> **Task to carry out**
Repeat the material below exactly, with no pictures.

> **Data lines**
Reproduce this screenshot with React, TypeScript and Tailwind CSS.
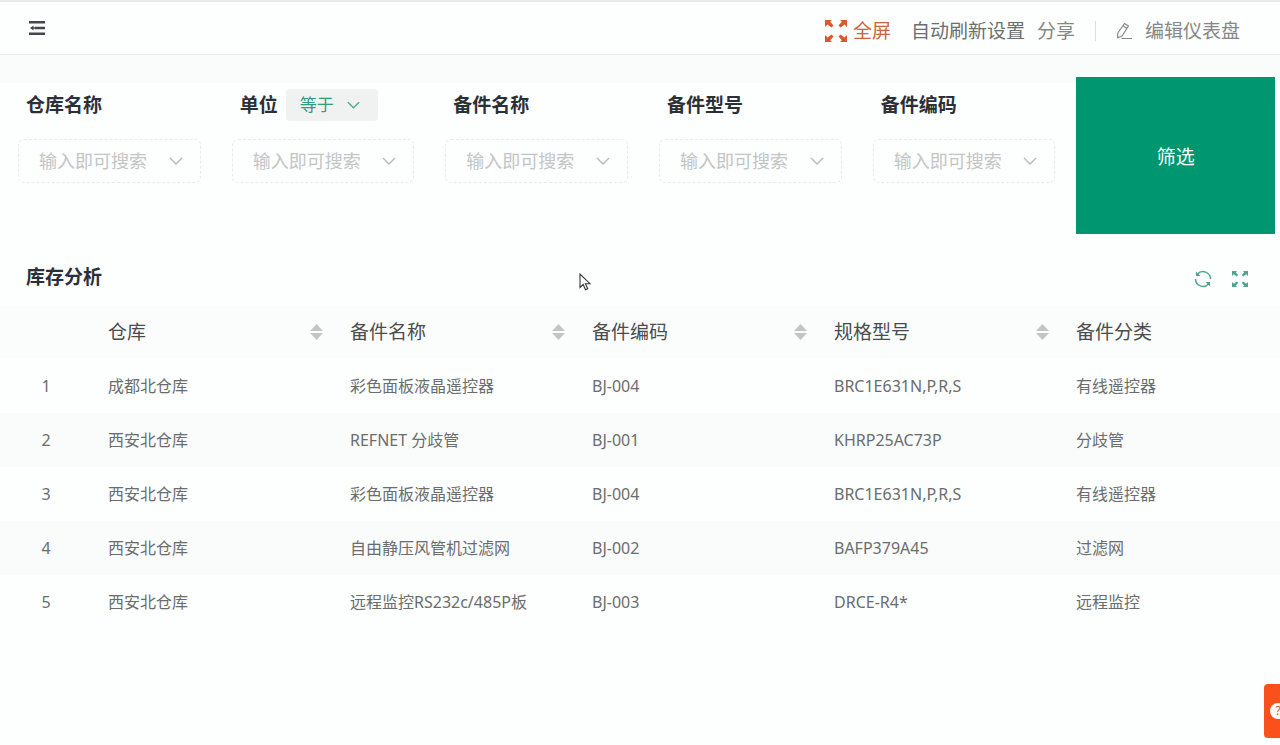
import React from 'react';

const filters = [
  { id: 'warehouse', label: '仓库名称' },
  { id: 'unit', label: '单位', operator: '等于' },
  { id: 'part-name', label: '备件名称' },
  { id: 'part-model', label: '备件型号' },
  { id: 'part-code', label: '备件编码' },
];

const columns = [
  { title: '仓库', sortable: true },
  { title: '备件名称', sortable: true },
  { title: '备件编码', sortable: true },
  { title: '规格型号', sortable: true },
  { title: '备件分类', sortable: false },
];

const rows = [
  ['成都北仓库', '彩色面板液晶遥控器', 'BJ-004', 'BRC1E631N,P,R,S', '有线遥控器'],
  ['西安北仓库', 'REFNET 分歧管', 'BJ-001', 'KHRP25AC73P', '分歧管'],
  ['西安北仓库', '彩色面板液晶遥控器', 'BJ-004', 'BRC1E631N,P,R,S', '有线遥控器'],
  ['西安北仓库', '自由静压风管机过滤网', 'BJ-002', 'BAFP379A45', '过滤网'],
  ['西安北仓库', '远程监控RS232c/485P板', 'BJ-003', 'DRCE-R4*', '远程监控'],
];

const MenuIcon = () => (
  <svg className="w-4 h-[14px]" viewBox="0 0 16 14" fill="#44484b">
    <path d="M0 0h16v2.500H0zM6 5.800h10v2.400H6zM0 11.500h16V14H0zM1 7l3.500-2.600v5.200zM4 6.200h3v1.600H4z" />
  </svg>
);

const ExpandIcon = ({ className }: { className: string }) => (
  <svg className={className} viewBox="0 0 22 22" fill="currentColor">
    <path d="M0 0h7L5.200 1.800 8.500 5.500 6.500 7.500 2.500 4.500 0 7z" />
    <path d="M22 0h-7l1.800 1.800-3.300 3.700 2 2 4-3L22 7z" />
    <path d="M0 22h7l-1.800-1.800 3.300-3.700-2-2-4 3L0 15z" />
    <path d="M22 22h-7l1.800-1.800-3.300-3.700 2-2 4 3L22 15z" />
  </svg>
);

const PencilIcon = () => (
  <svg className="w-[17px] h-[18px]" viewBox="0 0 17 18" fill="none" stroke="currentColor" strokeWidth="1.200" strokeLinejoin="round">
    <path d="M8.500 1.500l4 2.500-6.500 10-4.500 1.800.3-4.800zM7 4l4 2.600M5.500 16.500H16" />
  </svg>
);

const RefreshIcon = () => (
  <svg className="w-[18px] h-[18px]" viewBox="0 0 18 18" fill="none" stroke="currentColor" strokeWidth="1.500">
    <path d="M3.500 4A7.500 7.500 0 0 1 16.500 9M14.500 14A7.500 7.500 0 0 1 1.500 9" />
    <path d="M2 1.500v4.500h4.500zM16 16.500V12h-4.500z" fill="currentColor" stroke="none" />
  </svg>
);

const ChevronIcon = ({ className }: { className: string }) => (
  <svg className={className} viewBox="0 0 14 8" fill="none" stroke="currentColor" strokeWidth="1.300">
    <path d="M1 1l6 6 6-6" />
  </svg>
);

const SortIcon = () => (
  <svg className="w-[13px] h-4" viewBox="0 0 13 16" fill="#c3c5c5">
    <path d="M6.500 0L13 7H0zM6.500 16L13 9H0z" />
  </svg>
);

const TopBar = () => (
  <header className="flex items-center justify-between h-[55px] pl-[29px] pr-10 bg-[#fdfefe] border-t-2 border-t-[#e9eaea] border-b border-b-[#e8eaea]">
    <button aria-label="菜单">
      <MenuIcon />
    </button>
    <div className="flex items-center pt-[6px] text-[19px] leading-7 text-[#858888]">
      <button className="flex items-center gap-[6px] text-[#d0623f]">
        <ExpandIcon className="w-[22px] h-[22px] text-[#dc5630]" />
        全屏
      </button>
      <button className="ml-5 text-[#6c6f6f]">自动刷新设置</button>
      <button className="ml-3">分享</button>
      <span className="w-px h-5 ml-5 bg-[#dcdede]"></span>
      <button className="flex items-center gap-3 ml-5">
        <PencilIcon />
        编辑仪表盘
      </button>
    </div>
  </header>
);

const FilterField = ({ id, label, operator }: { id: string; label: string; operator?: string }) => (
  <div className="pl-[10px] pr-[6px] pt-3">
    <div className="flex items-center gap-2 h-8 pl-2">
      <label htmlFor={id} className="text-[19px] leading-7 font-bold text-[#2b3036]">{label}</label>
      {operator && (
        <div className="relative">
          <select
            aria-label="条件"
            className="appearance-none block w-[92px] h-8 pl-[14px] rounded-sm bg-[#f0f1f1] text-[17px] text-[#2f9c7f]"
          >
            <option>{operator}</option>
          </select>
          <ChevronIcon className="absolute right-[18px] top-3 w-[13px] h-2 text-[#4aa58d] pointer-events-none" />
        </div>
      )}
    </div>
    <div className="flex items-center h-11 mt-[18px] pl-5 pr-[17px] rounded-md border border-dashed border-[#e9ebeb]">
      <input
        id={id}
        placeholder="输入即可搜索"
        className="flex-1 min-w-0 text-[18px] leading-7 bg-transparent outline-none text-[#666] placeholder:text-[#c3c5c5]"
      />
      <ChevronIcon className="w-[14px] h-2 text-[#b5b8b8]" />
    </div>
  </div>
);

const StockTable = () => (
  <section className="mt-[27px]">
    <div className="flex items-center justify-between h-8 pl-[26px] pr-8">
      <h2 className="text-[19px] leading-7 font-bold text-[#2b3036]">库存分析</h2>
      <div className="flex items-center gap-5 pt-1 text-[#4fa58f]">
        <button aria-label="刷新"><RefreshIcon /></button>
        <button aria-label="全屏"><ExpandIcon className="w-4 h-4" /></button>
      </div>
    </div>
    <table className="w-full mt-3 table-fixed text-left">
      <thead>
        <tr className="h-[54px] bg-[#fbfcfc]">
          <th className="w-[92px]"></th>
          {columns.map((col) => (
            <th key={col.title} className="w-[242px] last:w-auto pl-4 pr-[11px] text-[19px] font-normal text-[#4a4d4d]">
              <div className="flex items-center justify-between">
                {col.title}
                {col.sortable && (
                  <button aria-label={`${col.title}排序`}><SortIcon /></button>
                )}
              </div>
            </th>
          ))}
        </tr>
      </thead>
      <tbody>
        {rows.map((row, i) => (
          <tr key={i} className="h-[54px] text-base text-[#6a6d6d] even:bg-[#fafbfb]">
            <td className="text-center">{i + 1}</td>
            {row.map((cell, j) => (
              <td key={j} className="pl-4 whitespace-nowrap">{cell}</td>
            ))}
          </tr>
        ))}
      </tbody>
    </table>
  </section>
);

const App: React.FC = () => {
  return (
    <div className="relative min-h-screen overflow-hidden bg-[#fdfefe] font-['Noto_Sans','Noto_Sans_CJK_SC',sans-serif]">
      <TopBar />
      <main>
        <form className="grid grid-cols-6 gap-[15px] pt-[22px] pl-2 pr-[5px] bg-[linear-gradient(#fafbfb_28px,#fdfefe_28px)]">
          {filters.map((f) => (
            <FilterField key={f.id} {...f} />
          ))}
          <button type="button" className="h-[157px] pt-1 bg-[#009770] text-[19px] text-white">筛选</button>
        </form>
        <StockTable />
      </main>

      {/* Help tab */}
      <button
        aria-label="帮助"
        className="fixed right-0 bottom-[7px] flex items-center w-4 h-[54px] pl-[6px] rounded-l-sm bg-[#f9501c] overflow-hidden"
      >
        <span className="flex items-center justify-center shrink-0 w-4 h-4 rounded-full bg-white text-xs text-[#f9501c]">?</span>
      </button>

      {/* Mouse pointer */}
      <svg className="absolute left-[579px] top-[273px] w-3 h-[18px] pointer-events-none" viewBox="0 0 12 18" fill="#fff" stroke="#333" strokeWidth="1.100">
        <path d="M1 1v13.500l3.200-3 2.300 5.200 2.200-1-2.300-5H11z" />
      </svg>
    </div>
  );
};

export default App;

> **Task answer**
Reproduce this screenshot with React, TypeScript and Tailwind CSS.
import React from 'react';

const filters = [
  { id: 'warehouse', label: '仓库名称' },
  { id: 'unit', label: '单位', operator: '等于' },
  { id: 'part-name', label: '备件名称' },
  { id: 'part-model', label: '备件型号' },
  { id: 'part-code', label: '备件编码' },
];

const columns = [
  { title: '仓库', sortable: true },
  { title: '备件名称', sortable: true },
  { title: '备件编码', sortable: true },
  { title: '规格型号', sortable: true },
  { title: '备件分类', sortable: false },
];

const rows = [
  ['成都北仓库', '彩色面板液晶遥控器', 'BJ-004', 'BRC1E631N,P,R,S', '有线遥控器'],
  ['西安北仓库', 'REFNET 分歧管', 'BJ-001', 'KHRP25AC73P', '分歧管'],
  ['西安北仓库', '彩色面板液晶遥控器', 'BJ-004', 'BRC1E631N,P,R,S', '有线遥控器'],
  ['西安北仓库', '自由静压风管机过滤网', 'BJ-002', 'BAFP379A45', '过滤网'],
  ['西安北仓库', '远程监控RS232c/485P板', 'BJ-003', 'DRCE-R4*', '远程监控'],
];

const MenuIcon = () => (
  <svg className="w-4 h-[14px]" viewBox="0 0 16 14" fill="#44484b">
    <path d="M0 0h16v2.500H0zM6 5.800h10v2.400H6zM0 11.500h16V14H0zM1 7l3.500-2.600v5.200zM4 6.200h3v1.600H4z" />
  </svg>
);

const ExpandIcon = ({ className }: { className: string }) => (
  <svg className={className} viewBox="0 0 22 22" fill="currentColor">
    <path d="M0 0h7L5.200 1.800 8.500 5.500 6.500 7.500 2.500 4.500 0 7z" />
    <path d="M22 0h-7l1.800 1.800-3.300 3.700 2 2 4-3L22 7z" />
    <path d="M0 22h7l-1.800-1.800 3.300-3.700-2-2-4 3L0 15z" />
    <path d="M22 22h-7l1.800-1.800-3.300-3.700 2-2 4 3L22 15z" />
  </svg>
);

const PencilIcon = () => (
  <svg className="w-[17px] h-[18px]" viewBox="0 0 17 18" fill="none" stroke="currentColor" strokeWidth="1.200" strokeLinejoin="round">
    <path d="M8.500 1.500l4 2.500-6.500 10-4.500 1.800.3-4.800zM7 4l4 2.600M5.500 16.500H16" />
  </svg>
);

const RefreshIcon = () => (
  <svg className="w-[18px] h-[18px]" viewBox="0 0 18 18" fill="none" stroke="currentColor" strokeWidth="1.500">
    <path d="M3.500 4A7.500 7.500 0 0 1 16.500 9M14.500 14A7.500 7.500 0 0 1 1.500 9" />
    <path d="M2 1.500v4.500h4.500zM16 16.500V12h-4.500z" fill="currentColor" stroke="none" />
  </svg>
);

const ChevronIcon = ({ className }: { className: string }) => (
  <svg className={className} viewBox="0 0 14 8" fill="none" stroke="currentColor" strokeWidth="1.300">
    <path d="M1 1l6 6 6-6" />
  </svg>
);

const SortIcon = () => (
  <svg className="w-[13px] h-4" viewBox="0 0 13 16" fill="#c3c5c5">
    <path d="M6.500 0L13 7H0zM6.500 16L13 9H0z" />
  </svg>
);

const TopBar = () => (
  <header className="flex items-center justify-between h-[55px] pl-[29px] pr-10 bg-[#fdfefe] border-t-2 border-t-[#e9eaea] border-b border-b-[#e8eaea]">
    <button aria-label="菜单">
      <MenuIcon />
    </button>
    <div className="flex items-center pt-[6px] text-[19px] leading-7 text-[#858888]">
      <button className="flex items-center gap-[6px] text-[#d0623f]">
        <ExpandIcon className="w-[22px] h-[22px] text-[#dc5630]" />
        全屏
      </button>
      <button className="ml-5 text-[#6c6f6f]">自动刷新设置</button>
      <button className="ml-3">分享</button>
      <span className="w-px h-5 ml-5 bg-[#dcdede]"></span>
      <button className="flex items-center gap-3 ml-5">
        <PencilIcon />
        编辑仪表盘
      </button>
    </div>
  </header>
);

const FilterField = ({ id, label, operator }: { id: string; label: string; operator?: string }) => (
  <div className="pl-[10px] pr-[6px] pt-3">
    <div className="flex items-center gap-2 h-8 pl-2">
      <label htmlFor={id} className="text-[19px] leading-7 font-bold text-[#2b3036]">{label}</label>
      {operator && (
        <div className="relative">
          <select
            aria-label="条件"
            className="appearance-none block w-[92px] h-8 pl-[14px] rounded-sm bg-[#f0f1f1] text-[17px] text-[#2f9c7f]"
          >
            <option>{operator}</option>
          </select>
          <ChevronIcon className="absolute right-[18px] top-3 w-[13px] h-2 text-[#4aa58d] pointer-events-none" />
        </div>
      )}
    </div>
    <div className="flex items-center h-11 mt-[18px] pl-5 pr-[17px] rounded-md border border-dashed border-[#e9ebeb]">
      <input
        id={id}
        placeholder="输入即可搜索"
        className="flex-1 min-w-0 text-[18px] leading-7 bg-transparent outline-none text-[#666] placeholder:text-[#c3c5c5]"
      />
      <ChevronIcon className="w-[14px] h-2 text-[#b5b8b8]" />
    </div>
  </div>
);

const StockTable = () => (
  <section className="mt-[27px]">
    <div className="flex items-center justify-between h-8 pl-[26px] pr-8">
      <h2 className="text-[19px] leading-7 font-bold text-[#2b3036]">库存分析</h2>
      <div className="flex items-center gap-5 pt-1 text-[#4fa58f]">
        <button aria-label="刷新"><RefreshIcon /></button>
        <button aria-label="全屏"><ExpandIcon className="w-4 h-4" /></button>
      </div>
    </div>
    <table className="w-full mt-3 table-fixed text-left">
      <thead>
        <tr className="h-[54px] bg-[#fbfcfc]">
          <th className="w-[92px]"></th>
          {columns.map((col) => (
            <th key={col.title} className="w-[242px] last:w-auto pl-4 pr-[11px] text-[19px] font-normal text-[#4a4d4d]">
              <div className="flex items-center justify-between">
                {col.title}
                {col.sortable && (
                  <button aria-label={`${col.title}排序`}><SortIcon /></button>
                )}
              </div>
            </th>
          ))}
        </tr>
      </thead>
      <tbody>
        {rows.map((row, i) => (
          <tr key={i} className="h-[54px] text-base text-[#6a6d6d] even:bg-[#fafbfb]">
            <td className="text-center">{i + 1}</td>
            {row.map((cell, j) => (
              <td key={j} className="pl-4 whitespace-nowrap">{cell}</td>
            ))}
          </tr>
        ))}
      </tbody>
    </table>
  </section>
);

const App: React.FC = () => {
  return (
    <div className="relative min-h-screen overflow-hidden bg-[#fdfefe] font-['Noto_Sans','Noto_Sans_CJK_SC',sans-serif]">
      <TopBar />
      <main>
        <form className="grid grid-cols-6 gap-[15px] pt-[22px] pl-2 pr-[5px] bg-[linear-gradient(#fafbfb_28px,#fdfefe_28px)]">
          {filters.map((f) => (
            <FilterField key={f.id} {...f} />
          ))}
          <button type="button" className="h-[157px] pt-1 bg-[#009770] text-[19px] text-white">筛选</button>
        </form>
        <StockTable />
      </main>

      {/* Help tab */}
      <button
        aria-label="帮助"
        className="fixed right-0 bottom-[7px] flex items-center w-4 h-[54px] pl-[6px] rounded-l-sm bg-[#f9501c] overflow-hidden"
      >
        <span className="flex items-center justify-center shrink-0 w-4 h-4 rounded-full bg-white text-xs text-[#f9501c]">?</span>
      </button>

      {/* Mouse pointer */}
      <svg className="absolute left-[579px] top-[273px] w-3 h-[18px] pointer-events-none" viewBox="0 0 12 18" fill="#fff" stroke="#333" strokeWidth="1.100">
        <path d="M1 1v13.500l3.200-3 2.300 5.200 2.200-1-2.300-5H11z" />
      </svg>
    </div>
  );
};

export default App;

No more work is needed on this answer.